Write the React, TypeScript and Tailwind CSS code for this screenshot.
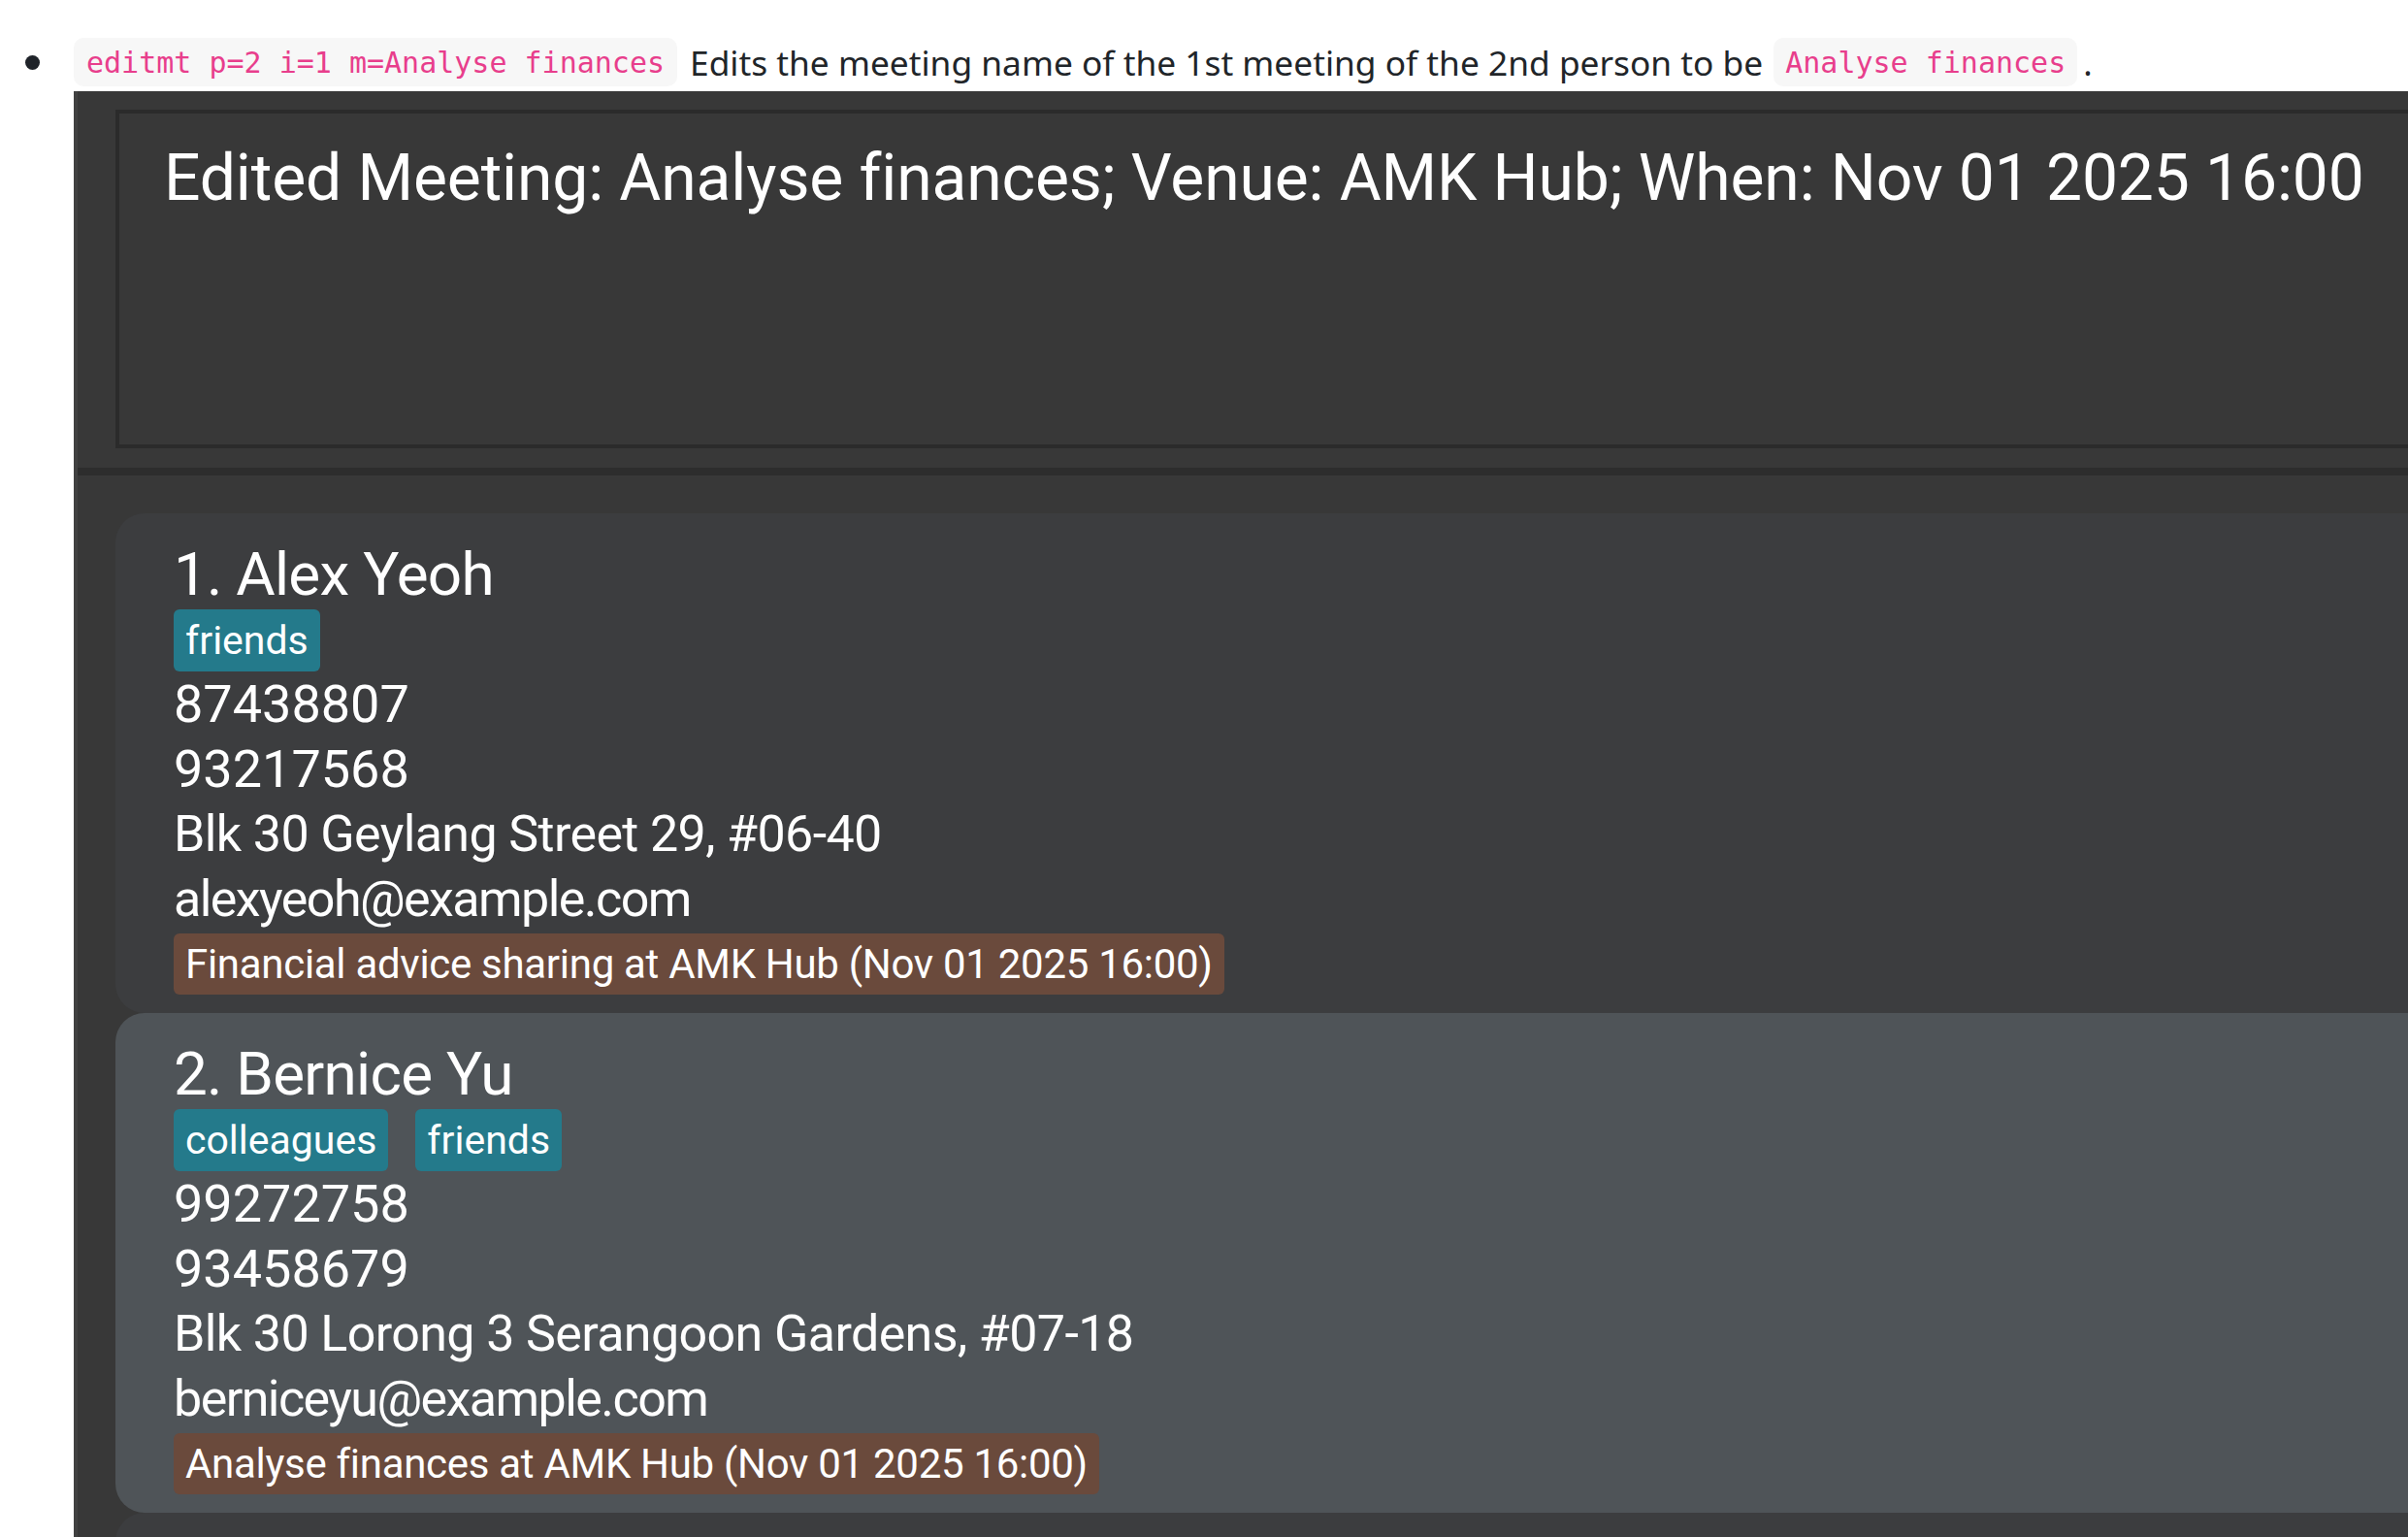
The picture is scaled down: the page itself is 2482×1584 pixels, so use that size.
const people = [
  {
    name: "1. Alex Yeoh",
    tags: ["friends"],
    phones: ["87438807", "93217568"],
    address: "Blk 30 Geylang Street 29, #06-40",
    email: "alexyeoh@example.com",
    meeting: "Financial advice sharing at AMK Hub (Nov 01 2025 16:00)",
  },
  {
    name: "2. Bernice Yu",
    tags: ["colleagues", "friends"],
    phones: ["99272758", "93458679"],
    address: "Blk 30 Lorong 3 Serangoon Gardens, #07-18",
    email: "berniceyu@example.com",
    meeting: "Analyse finances at AMK Hub (Nov 01 2025 16:00)",
  },
];

type Person = (typeof people)[number];

const app = { fontFamily: "Roboto, 'Liberation Sans', sans-serif" };

function Card({ p, odd }: { p: Person; odd: boolean }) {
  return (
    <div
      className={`rounded-l-[30px] pl-[60px] pt-[27px] pb-[19px] text-white ${
        odd ? "bg-[#4f5458]" : "bg-[#3c3d3f]"
      }`}
      style={app}
    >
      <div className="text-[62px] leading-[72px] tracking-[-0.012em]">{p.name}</div>
      <div className="flex gap-[28px]">
        {p.tags.map((t) => (
          <div
            key={t}
            className="h-[64px] px-[12px] pt-[1px] rounded-[6px] bg-[#247a8b] text-[41px] leading-[63px]"
          >
            {t}
          </div>
        ))}
      </div>
      {p.phones.map((ph) => (
        <div key={ph} className="text-[54px] leading-[67px]">
          {ph}
        </div>
      ))}
      <div className="text-[52px] leading-[67px] tracking-[-0.012em]">{p.address}</div>
      <div className="text-[52px] leading-[67px] tracking-[-0.03em]">{p.email}</div>
      <div className="mt-[2px] flex">
        <div className="h-[63px] px-[12px] rounded-[6px] bg-[#6a4a3c] text-[42px] leading-[63px] tracking-[-0.007em]">
          {p.meeting}
        </div>
      </div>
    </div>
  );
}

export default function App() {
  return (
    <div className="w-[2482px] h-[1584px] overflow-hidden bg-white">
      {/* doc line */}
      <div className="h-[94px] pt-[39px]">
        <div
          className="flex items-center h-[50px] text-[35.3px] text-[#212529] whitespace-nowrap"
          style={{ fontFamily: "'Noto Sans', 'Open Sans', sans-serif" }}
        >
          <div className="ml-[26px] w-[15px] h-[15px] rounded-full bg-[#1f2329]" />
          <code
            className="ml-[35px] h-[50px] px-[13px] flex items-center rounded-[10px] bg-[#f7f7f7] text-[30px] text-[#e83e8c]"
            style={{ fontFamily: "'DejaVu Sans Mono', 'Liberation Mono', monospace" }}
          >
            editmt p=2 i=1 m=Analyse finances
          </code>
          <span className="ml-[13px]">Edits the meeting name of the 1st meeting of the 2nd person to be</span>
          <code
            className="ml-[11px] h-[50px] px-[12px] flex items-center rounded-[10px] bg-[#f7f7f7] text-[30px] text-[#e83e8c]"
            style={{ fontFamily: "'DejaVu Sans Mono', 'Liberation Mono', monospace" }}
          >
            Analyse finances
          </code>
          <span className="ml-[6px]">.</span>
        </div>
      </div>

      {/* app screenshot */}
      <div className="ml-[76px] h-[1490px] bg-[#383838] border-l-4 border-[#414141] overflow-hidden">
        <div className="w-[2600px]">
          <div className="pt-[19px] pl-[39px] pb-[20px]">
            <div className="h-[349px] border-4 border-[#2b2b2b] pl-[46px] pt-[34px]">
              <div className="text-[66px] leading-[66px] text-white tracking-[-0.002em]" style={app}>
                Edited Meeting: Analyse finances; Venue: AMK Hub; When: Nov 01 2025 16:00
              </div>
            </div>
          </div>
          <div className="h-[8px] bg-[#2d2d2d]" />
          <div className="pt-[39px] pl-[39px] flex flex-col">
            {people.map((p, i) => (
              <Card key={p.name} p={p} odd={i % 2 === 1} />
            ))}
            {/* next cell, only its top edge is in view */}
            <div className="h-[120px] rounded-l-[30px] bg-[#3c3d3f]" />
          </div>
        </div>
      </div>
    </div>
  );
}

* _WORK TO BE COMPLETED_:
Leave out the pictures and give the listing above again exactly.

* _EXPECTED ANSWER_:
Write the React, TypeScript and Tailwind CSS code for this screenshot.
The picture is scaled down: the page itself is 2482×1584 pixels, so use that size.
const people = [
  {
    name: "1. Alex Yeoh",
    tags: ["friends"],
    phones: ["87438807", "93217568"],
    address: "Blk 30 Geylang Street 29, #06-40",
    email: "alexyeoh@example.com",
    meeting: "Financial advice sharing at AMK Hub (Nov 01 2025 16:00)",
  },
  {
    name: "2. Bernice Yu",
    tags: ["colleagues", "friends"],
    phones: ["99272758", "93458679"],
    address: "Blk 30 Lorong 3 Serangoon Gardens, #07-18",
    email: "berniceyu@example.com",
    meeting: "Analyse finances at AMK Hub (Nov 01 2025 16:00)",
  },
];

type Person = (typeof people)[number];

const app = { fontFamily: "Roboto, 'Liberation Sans', sans-serif" };

function Card({ p, odd }: { p: Person; odd: boolean }) {
  return (
    <div
      className={`rounded-l-[30px] pl-[60px] pt-[27px] pb-[19px] text-white ${
        odd ? "bg-[#4f5458]" : "bg-[#3c3d3f]"
      }`}
      style={app}
    >
      <div className="text-[62px] leading-[72px] tracking-[-0.012em]">{p.name}</div>
      <div className="flex gap-[28px]">
        {p.tags.map((t) => (
          <div
            key={t}
            className="h-[64px] px-[12px] pt-[1px] rounded-[6px] bg-[#247a8b] text-[41px] leading-[63px]"
          >
            {t}
          </div>
        ))}
      </div>
      {p.phones.map((ph) => (
        <div key={ph} className="text-[54px] leading-[67px]">
          {ph}
        </div>
      ))}
      <div className="text-[52px] leading-[67px] tracking-[-0.012em]">{p.address}</div>
      <div className="text-[52px] leading-[67px] tracking-[-0.03em]">{p.email}</div>
      <div className="mt-[2px] flex">
        <div className="h-[63px] px-[12px] rounded-[6px] bg-[#6a4a3c] text-[42px] leading-[63px] tracking-[-0.007em]">
          {p.meeting}
        </div>
      </div>
    </div>
  );
}

export default function App() {
  return (
    <div className="w-[2482px] h-[1584px] overflow-hidden bg-white">
      {/* doc line */}
      <div className="h-[94px] pt-[39px]">
        <div
          className="flex items-center h-[50px] text-[35.3px] text-[#212529] whitespace-nowrap"
          style={{ fontFamily: "'Noto Sans', 'Open Sans', sans-serif" }}
        >
          <div className="ml-[26px] w-[15px] h-[15px] rounded-full bg-[#1f2329]" />
          <code
            className="ml-[35px] h-[50px] px-[13px] flex items-center rounded-[10px] bg-[#f7f7f7] text-[30px] text-[#e83e8c]"
            style={{ fontFamily: "'DejaVu Sans Mono', 'Liberation Mono', monospace" }}
          >
            editmt p=2 i=1 m=Analyse finances
          </code>
          <span className="ml-[13px]">Edits the meeting name of the 1st meeting of the 2nd person to be</span>
          <code
            className="ml-[11px] h-[50px] px-[12px] flex items-center rounded-[10px] bg-[#f7f7f7] text-[30px] text-[#e83e8c]"
            style={{ fontFamily: "'DejaVu Sans Mono', 'Liberation Mono', monospace" }}
          >
            Analyse finances
          </code>
          <span className="ml-[6px]">.</span>
        </div>
      </div>

      {/* app screenshot */}
      <div className="ml-[76px] h-[1490px] bg-[#383838] border-l-4 border-[#414141] overflow-hidden">
        <div className="w-[2600px]">
          <div className="pt-[19px] pl-[39px] pb-[20px]">
            <div className="h-[349px] border-4 border-[#2b2b2b] pl-[46px] pt-[34px]">
              <div className="text-[66px] leading-[66px] text-white tracking-[-0.002em]" style={app}>
                Edited Meeting: Analyse finances; Venue: AMK Hub; When: Nov 01 2025 16:00
              </div>
            </div>
          </div>
          <div className="h-[8px] bg-[#2d2d2d]" />
          <div className="pt-[39px] pl-[39px] flex flex-col">
            {people.map((p, i) => (
              <Card key={p.name} p={p} odd={i % 2 === 1} />
            ))}
            {/* next cell, only its top edge is in view */}
            <div className="h-[120px] rounded-l-[30px] bg-[#3c3d3f]" />
          </div>
        </div>
      </div>
    </div>
  );
}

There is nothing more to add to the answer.